• What the task asks
Leave the pictures out and quote every line from the start of the listing to the line with "const to = feature.line?.[1]", inclusive.

• Given data

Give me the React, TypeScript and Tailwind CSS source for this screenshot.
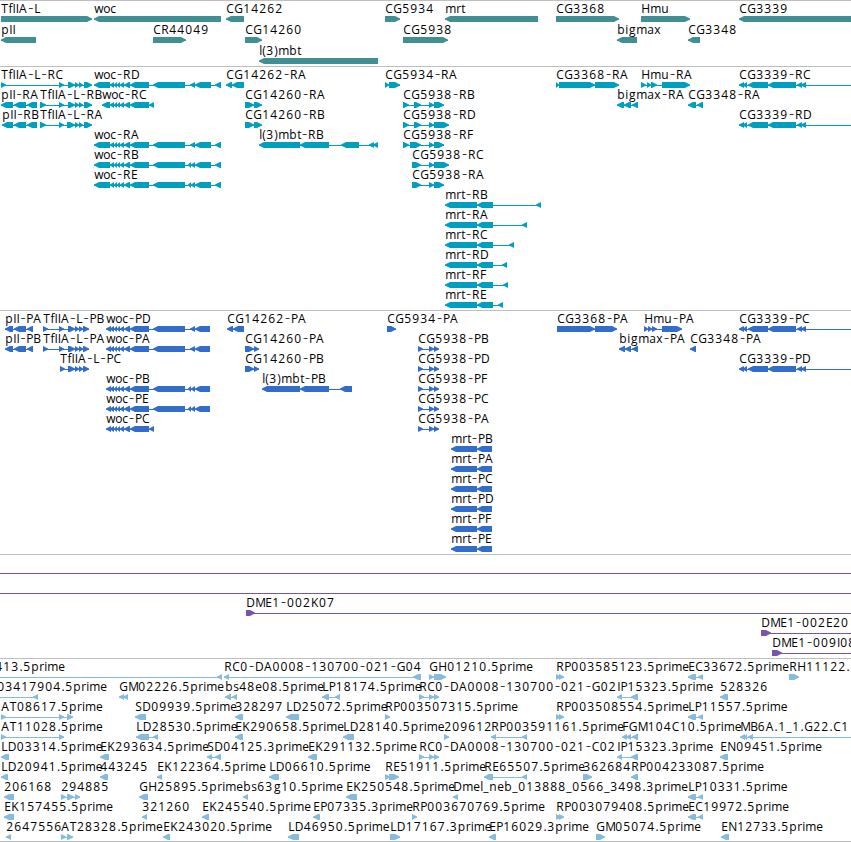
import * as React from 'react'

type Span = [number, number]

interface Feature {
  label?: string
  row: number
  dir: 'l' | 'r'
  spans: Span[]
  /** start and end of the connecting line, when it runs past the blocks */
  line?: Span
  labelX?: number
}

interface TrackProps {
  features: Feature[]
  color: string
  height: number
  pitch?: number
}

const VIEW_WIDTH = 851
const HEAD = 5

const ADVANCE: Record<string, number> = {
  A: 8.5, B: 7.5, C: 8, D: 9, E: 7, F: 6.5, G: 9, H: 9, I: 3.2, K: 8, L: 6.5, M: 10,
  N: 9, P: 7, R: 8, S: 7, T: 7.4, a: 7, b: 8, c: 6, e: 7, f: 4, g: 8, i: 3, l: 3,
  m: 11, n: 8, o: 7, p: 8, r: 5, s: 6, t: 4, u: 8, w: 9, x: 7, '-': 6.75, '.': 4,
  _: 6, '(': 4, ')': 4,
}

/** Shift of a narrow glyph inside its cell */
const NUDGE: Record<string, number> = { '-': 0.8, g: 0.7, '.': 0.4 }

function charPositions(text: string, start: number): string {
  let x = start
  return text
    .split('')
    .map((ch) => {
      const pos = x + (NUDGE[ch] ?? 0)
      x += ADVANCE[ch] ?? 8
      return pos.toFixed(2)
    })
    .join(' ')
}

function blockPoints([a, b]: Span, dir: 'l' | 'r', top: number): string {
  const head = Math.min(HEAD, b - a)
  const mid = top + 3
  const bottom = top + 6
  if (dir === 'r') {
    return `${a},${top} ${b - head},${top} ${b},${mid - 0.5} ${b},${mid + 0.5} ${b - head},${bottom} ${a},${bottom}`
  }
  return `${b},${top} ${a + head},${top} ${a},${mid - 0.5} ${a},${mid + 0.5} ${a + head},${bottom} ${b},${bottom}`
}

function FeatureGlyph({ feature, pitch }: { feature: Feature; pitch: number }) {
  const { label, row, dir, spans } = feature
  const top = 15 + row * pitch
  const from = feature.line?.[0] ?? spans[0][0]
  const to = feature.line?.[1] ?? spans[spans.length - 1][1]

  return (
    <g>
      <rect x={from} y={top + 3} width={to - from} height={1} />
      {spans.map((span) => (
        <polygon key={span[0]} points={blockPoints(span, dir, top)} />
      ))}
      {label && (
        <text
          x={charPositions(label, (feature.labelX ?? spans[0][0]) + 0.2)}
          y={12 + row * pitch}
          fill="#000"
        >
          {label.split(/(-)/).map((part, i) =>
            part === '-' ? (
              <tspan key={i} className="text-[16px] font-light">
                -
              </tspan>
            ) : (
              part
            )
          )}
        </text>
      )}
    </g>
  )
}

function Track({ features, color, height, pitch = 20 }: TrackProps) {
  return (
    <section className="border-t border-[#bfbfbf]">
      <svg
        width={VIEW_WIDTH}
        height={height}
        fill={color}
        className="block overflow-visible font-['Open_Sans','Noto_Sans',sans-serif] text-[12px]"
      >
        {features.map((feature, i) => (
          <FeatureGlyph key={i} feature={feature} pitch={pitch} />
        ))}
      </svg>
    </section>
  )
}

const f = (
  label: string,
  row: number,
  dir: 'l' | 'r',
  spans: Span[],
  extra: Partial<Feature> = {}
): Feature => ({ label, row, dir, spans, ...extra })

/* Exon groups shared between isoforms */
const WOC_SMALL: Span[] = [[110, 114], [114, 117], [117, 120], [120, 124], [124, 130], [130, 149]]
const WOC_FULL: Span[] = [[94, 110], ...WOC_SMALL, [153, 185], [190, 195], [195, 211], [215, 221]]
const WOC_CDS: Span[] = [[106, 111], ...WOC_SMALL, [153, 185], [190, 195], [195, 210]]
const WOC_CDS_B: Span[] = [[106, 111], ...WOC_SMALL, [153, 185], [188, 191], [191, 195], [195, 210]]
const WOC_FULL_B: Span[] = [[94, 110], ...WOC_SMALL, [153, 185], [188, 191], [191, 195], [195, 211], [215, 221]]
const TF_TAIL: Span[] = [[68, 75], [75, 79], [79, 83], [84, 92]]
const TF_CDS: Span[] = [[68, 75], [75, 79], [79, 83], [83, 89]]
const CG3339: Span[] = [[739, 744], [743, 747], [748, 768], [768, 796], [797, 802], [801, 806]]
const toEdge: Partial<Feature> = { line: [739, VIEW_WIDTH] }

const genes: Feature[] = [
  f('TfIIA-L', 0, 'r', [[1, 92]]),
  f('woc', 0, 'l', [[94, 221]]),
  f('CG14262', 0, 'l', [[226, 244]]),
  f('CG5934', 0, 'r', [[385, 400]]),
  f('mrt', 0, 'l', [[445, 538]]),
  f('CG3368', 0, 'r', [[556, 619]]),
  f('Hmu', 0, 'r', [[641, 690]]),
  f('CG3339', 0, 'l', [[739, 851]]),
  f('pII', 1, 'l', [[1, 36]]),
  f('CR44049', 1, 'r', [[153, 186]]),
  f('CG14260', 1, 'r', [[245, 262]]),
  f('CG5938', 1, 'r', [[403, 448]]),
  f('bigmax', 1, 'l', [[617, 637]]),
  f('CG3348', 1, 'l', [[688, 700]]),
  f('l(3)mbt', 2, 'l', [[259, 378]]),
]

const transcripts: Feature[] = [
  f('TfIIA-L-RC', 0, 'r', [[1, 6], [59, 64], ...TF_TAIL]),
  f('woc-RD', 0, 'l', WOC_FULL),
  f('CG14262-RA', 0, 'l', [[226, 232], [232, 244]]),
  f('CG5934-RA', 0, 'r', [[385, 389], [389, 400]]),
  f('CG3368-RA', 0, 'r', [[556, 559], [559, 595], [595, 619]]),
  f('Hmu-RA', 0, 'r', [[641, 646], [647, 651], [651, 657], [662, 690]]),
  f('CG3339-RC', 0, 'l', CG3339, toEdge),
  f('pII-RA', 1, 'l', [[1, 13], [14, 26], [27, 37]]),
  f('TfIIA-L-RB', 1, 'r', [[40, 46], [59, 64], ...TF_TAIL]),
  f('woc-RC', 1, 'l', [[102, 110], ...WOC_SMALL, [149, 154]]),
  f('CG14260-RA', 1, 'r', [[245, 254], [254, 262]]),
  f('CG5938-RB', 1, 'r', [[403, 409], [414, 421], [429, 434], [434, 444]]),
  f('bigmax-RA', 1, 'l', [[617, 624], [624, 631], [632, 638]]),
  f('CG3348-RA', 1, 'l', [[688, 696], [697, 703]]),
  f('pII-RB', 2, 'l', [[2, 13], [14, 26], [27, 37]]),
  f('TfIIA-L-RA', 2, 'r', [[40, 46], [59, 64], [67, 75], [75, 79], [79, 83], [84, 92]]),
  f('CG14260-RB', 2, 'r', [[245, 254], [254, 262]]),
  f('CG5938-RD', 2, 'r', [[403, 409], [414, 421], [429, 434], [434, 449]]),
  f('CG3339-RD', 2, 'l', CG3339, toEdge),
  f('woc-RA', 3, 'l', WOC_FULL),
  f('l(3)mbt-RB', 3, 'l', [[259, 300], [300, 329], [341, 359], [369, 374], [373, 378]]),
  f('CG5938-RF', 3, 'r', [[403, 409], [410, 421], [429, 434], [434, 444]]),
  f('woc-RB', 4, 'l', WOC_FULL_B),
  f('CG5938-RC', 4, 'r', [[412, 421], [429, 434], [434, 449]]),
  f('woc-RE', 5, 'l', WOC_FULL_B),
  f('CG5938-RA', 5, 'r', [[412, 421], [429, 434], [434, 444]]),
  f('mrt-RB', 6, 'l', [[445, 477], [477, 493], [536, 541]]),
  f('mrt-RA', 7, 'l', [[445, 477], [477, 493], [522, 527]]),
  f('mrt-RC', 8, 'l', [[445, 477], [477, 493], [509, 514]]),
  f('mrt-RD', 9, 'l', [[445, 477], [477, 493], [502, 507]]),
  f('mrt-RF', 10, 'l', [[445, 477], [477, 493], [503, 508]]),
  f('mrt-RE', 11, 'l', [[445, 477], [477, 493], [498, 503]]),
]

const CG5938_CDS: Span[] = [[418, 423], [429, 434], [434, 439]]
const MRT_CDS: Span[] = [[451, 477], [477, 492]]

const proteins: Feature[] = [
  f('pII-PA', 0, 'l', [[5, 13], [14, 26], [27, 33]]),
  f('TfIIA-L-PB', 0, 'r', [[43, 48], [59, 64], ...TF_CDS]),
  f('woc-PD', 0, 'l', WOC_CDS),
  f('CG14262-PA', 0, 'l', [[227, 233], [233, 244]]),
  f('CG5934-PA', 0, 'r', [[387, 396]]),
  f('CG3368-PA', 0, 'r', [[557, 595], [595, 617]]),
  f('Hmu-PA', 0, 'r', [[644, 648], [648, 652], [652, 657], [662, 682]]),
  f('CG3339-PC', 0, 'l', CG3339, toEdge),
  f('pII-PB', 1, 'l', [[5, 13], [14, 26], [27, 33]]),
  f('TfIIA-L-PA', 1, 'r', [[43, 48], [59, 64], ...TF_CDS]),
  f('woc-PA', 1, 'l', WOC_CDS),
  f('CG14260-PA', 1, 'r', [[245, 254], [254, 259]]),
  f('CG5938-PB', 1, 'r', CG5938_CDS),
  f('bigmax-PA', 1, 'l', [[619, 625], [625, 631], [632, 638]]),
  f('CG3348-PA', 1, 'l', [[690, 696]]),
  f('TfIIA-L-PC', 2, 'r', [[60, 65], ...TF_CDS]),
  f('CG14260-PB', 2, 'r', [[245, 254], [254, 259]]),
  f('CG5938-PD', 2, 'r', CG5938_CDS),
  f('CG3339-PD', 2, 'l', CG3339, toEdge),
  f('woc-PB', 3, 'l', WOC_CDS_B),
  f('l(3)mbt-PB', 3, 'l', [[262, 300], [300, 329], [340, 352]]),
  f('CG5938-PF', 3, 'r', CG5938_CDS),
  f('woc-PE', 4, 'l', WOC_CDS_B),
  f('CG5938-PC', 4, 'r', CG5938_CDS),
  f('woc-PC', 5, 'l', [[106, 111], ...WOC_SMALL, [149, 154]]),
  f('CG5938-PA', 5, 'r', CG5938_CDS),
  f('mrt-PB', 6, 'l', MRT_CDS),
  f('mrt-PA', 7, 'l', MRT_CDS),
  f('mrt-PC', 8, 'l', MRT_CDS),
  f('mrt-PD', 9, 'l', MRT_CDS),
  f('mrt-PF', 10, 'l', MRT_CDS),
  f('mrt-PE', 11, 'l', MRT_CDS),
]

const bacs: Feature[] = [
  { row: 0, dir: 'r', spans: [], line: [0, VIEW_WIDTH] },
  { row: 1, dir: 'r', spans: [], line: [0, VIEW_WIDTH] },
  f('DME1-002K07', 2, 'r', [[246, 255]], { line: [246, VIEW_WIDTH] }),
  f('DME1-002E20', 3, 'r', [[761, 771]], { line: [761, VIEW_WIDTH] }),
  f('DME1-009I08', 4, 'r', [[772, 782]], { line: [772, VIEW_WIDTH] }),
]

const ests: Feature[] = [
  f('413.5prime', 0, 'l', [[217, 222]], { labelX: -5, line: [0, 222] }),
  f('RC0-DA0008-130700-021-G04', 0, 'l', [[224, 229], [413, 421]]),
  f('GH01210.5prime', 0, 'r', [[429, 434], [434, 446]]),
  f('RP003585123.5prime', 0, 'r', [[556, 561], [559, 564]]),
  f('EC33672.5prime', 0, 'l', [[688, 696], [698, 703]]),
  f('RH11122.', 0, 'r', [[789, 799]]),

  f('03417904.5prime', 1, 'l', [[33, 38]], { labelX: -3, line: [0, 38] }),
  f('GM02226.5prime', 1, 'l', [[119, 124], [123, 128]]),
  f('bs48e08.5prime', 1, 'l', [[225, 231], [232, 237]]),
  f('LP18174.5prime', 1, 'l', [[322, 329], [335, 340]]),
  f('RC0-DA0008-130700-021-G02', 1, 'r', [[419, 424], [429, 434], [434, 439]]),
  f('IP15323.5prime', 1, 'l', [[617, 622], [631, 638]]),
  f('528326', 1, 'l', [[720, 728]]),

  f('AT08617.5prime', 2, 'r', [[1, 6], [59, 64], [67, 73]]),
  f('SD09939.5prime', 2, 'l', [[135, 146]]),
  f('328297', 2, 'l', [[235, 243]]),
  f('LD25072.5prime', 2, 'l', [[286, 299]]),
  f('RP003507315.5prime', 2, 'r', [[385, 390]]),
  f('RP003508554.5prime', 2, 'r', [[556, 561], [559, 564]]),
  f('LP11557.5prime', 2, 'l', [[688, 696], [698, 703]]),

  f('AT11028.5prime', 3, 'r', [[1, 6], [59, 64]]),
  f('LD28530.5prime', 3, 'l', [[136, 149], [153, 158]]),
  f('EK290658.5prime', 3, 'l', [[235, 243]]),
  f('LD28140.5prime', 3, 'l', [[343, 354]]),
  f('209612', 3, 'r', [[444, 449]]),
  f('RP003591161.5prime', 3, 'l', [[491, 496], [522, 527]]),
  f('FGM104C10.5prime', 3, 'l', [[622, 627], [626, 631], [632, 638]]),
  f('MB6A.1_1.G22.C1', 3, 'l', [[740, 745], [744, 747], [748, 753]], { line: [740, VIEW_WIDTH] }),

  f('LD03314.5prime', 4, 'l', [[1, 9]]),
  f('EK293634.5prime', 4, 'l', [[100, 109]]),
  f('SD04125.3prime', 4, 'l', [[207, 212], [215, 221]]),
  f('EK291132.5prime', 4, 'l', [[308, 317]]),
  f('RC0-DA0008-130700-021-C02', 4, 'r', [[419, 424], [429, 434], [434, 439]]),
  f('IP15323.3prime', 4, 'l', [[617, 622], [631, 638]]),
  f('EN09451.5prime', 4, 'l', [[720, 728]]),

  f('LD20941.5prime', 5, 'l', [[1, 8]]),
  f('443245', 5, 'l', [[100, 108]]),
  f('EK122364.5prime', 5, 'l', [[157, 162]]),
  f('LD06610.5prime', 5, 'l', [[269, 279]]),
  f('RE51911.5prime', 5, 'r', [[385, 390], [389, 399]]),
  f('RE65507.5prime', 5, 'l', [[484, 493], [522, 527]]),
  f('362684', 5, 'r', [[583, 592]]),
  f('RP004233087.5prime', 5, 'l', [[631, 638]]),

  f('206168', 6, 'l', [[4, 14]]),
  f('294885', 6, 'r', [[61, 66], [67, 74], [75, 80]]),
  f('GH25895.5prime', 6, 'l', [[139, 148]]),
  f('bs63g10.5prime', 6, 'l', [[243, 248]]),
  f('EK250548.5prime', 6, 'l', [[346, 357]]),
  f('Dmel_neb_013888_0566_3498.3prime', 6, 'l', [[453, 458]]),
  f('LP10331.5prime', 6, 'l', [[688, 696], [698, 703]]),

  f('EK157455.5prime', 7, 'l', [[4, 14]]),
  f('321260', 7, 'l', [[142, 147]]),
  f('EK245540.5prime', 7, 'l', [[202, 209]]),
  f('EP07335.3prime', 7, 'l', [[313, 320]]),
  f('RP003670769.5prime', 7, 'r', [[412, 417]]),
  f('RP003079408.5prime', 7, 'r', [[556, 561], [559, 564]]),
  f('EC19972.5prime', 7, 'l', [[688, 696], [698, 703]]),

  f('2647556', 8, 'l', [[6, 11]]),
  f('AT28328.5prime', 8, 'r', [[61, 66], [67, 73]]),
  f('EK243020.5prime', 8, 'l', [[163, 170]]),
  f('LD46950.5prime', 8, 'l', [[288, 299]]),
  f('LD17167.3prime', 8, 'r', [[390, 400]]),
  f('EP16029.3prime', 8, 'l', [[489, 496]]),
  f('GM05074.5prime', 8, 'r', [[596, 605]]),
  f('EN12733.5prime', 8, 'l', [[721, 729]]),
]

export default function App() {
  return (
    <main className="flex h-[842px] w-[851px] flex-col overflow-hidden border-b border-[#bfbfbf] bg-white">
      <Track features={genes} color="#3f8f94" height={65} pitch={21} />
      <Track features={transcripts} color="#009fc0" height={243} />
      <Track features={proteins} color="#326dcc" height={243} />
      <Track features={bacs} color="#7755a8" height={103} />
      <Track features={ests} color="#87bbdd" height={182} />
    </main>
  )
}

• Expected output
Give me the React, TypeScript and Tailwind CSS source for this screenshot.
import * as React from 'react'

type Span = [number, number]

interface Feature {
  label?: string
  row: number
  dir: 'l' | 'r'
  spans: Span[]
  /** start and end of the connecting line, when it runs past the blocks */
  line?: Span
  labelX?: number
}

interface TrackProps {
  features: Feature[]
  color: string
  height: number
  pitch?: number
}

const VIEW_WIDTH = 851
const HEAD = 5

const ADVANCE: Record<string, number> = {
  A: 8.5, B: 7.5, C: 8, D: 9, E: 7, F: 6.5, G: 9, H: 9, I: 3.2, K: 8, L: 6.5, M: 10,
  N: 9, P: 7, R: 8, S: 7, T: 7.4, a: 7, b: 8, c: 6, e: 7, f: 4, g: 8, i: 3, l: 3,
  m: 11, n: 8, o: 7, p: 8, r: 5, s: 6, t: 4, u: 8, w: 9, x: 7, '-': 6.75, '.': 4,
  _: 6, '(': 4, ')': 4,
}

/** Shift of a narrow glyph inside its cell */
const NUDGE: Record<string, number> = { '-': 0.8, g: 0.7, '.': 0.4 }

function charPositions(text: string, start: number): string {
  let x = start
  return text
    .split('')
    .map((ch) => {
      const pos = x + (NUDGE[ch] ?? 0)
      x += ADVANCE[ch] ?? 8
      return pos.toFixed(2)
    })
    .join(' ')
}

function blockPoints([a, b]: Span, dir: 'l' | 'r', top: number): string {
  const head = Math.min(HEAD, b - a)
  const mid = top + 3
  const bottom = top + 6
  if (dir === 'r') {
    return `${a},${top} ${b - head},${top} ${b},${mid - 0.5} ${b},${mid + 0.5} ${b - head},${bottom} ${a},${bottom}`
  }
  return `${b},${top} ${a + head},${top} ${a},${mid - 0.5} ${a},${mid + 0.5} ${a + head},${bottom} ${b},${bottom}`
}

function FeatureGlyph({ feature, pitch }: { feature: Feature; pitch: number }) {
  const { label, row, dir, spans } = feature
  const top = 15 + row * pitch
  const from = feature.line?.[0] ?? spans[0][0]
  const to = feature.line?.[1] ?? spans[spans.length - 1][1]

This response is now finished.